The second problem highlights the limitation of the system. There is no procedure for designating context of threads (or a poor one, if it exists: cf. W3C's mail archives). At some point, the web scraping would have to do some educated guessing about stitching threads together. That would be killer, but immensely difficult.

In terms of TB, I would like to start working on one component soonish. I am guessing that it would reside in mailnews/extensions/webscraper/, and rely on XSLT's XPath implementation. First, I would likely use my moderate python knowledge to scrap out information and then port that into a C++ or JS component in mozilla codebase. However, all awaits jminta's kill-RDF to go through: webscraper would probably support three (!) new account types, with some folder hairiness to go along (many forums provide user listings that could be a pseudo-addrbook folder).

Saturday, January 12, 2008

Mandatory Introductory Post

Well, it's 10:05 PM so I don't have much to put here.

My name is Joshua Cranmer. I am a programmer, mostly self-educated.

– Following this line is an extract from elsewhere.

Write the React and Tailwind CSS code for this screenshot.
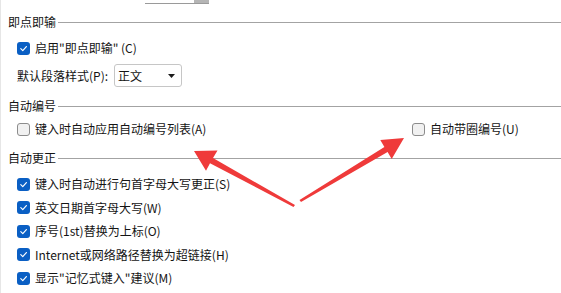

Heck, since it is the introductory post, I'll write out all of my languages:

  • Java
  • C/C++
  • Python
  • PHP
  • x86 assembly (both AT&T and Intel style)
  • JavaScript

I also know smatterings of bash, awk, sed, perl, LISP, and FORTRAN. Non-programming languages include HTML, CSS, SQL, and Makefiles.

I also like reading specs. I have devoured the NNTP RFCs, RFC 977, RFC 2980, and RFC 3977, as well as parsing the umpteen MIME RFCs. Linked in my quick-toolbar are links to the CSS 2.1, DOM 2 HTML, DOM 2 Core, and HTML specs, followed by the Java Language Spec and the Java Virtual Machine spec. I also keep a copy of the latest draft C++0x spec. Heck, I learned several things from these specs that most people learn from tutorials.

My main programming projects fall into four categories: my Java decompiler (school project), a game that I work on-and-off in my spare time, my school's intranet, and Thunderbird. In the latter, I intend to focus heavily on news, although almost all of my mature patches haven't touched it (bug 132340, base64 support; a bug to refactor some address book code; and bug 16913, which adds expansive filtering capabilities to news).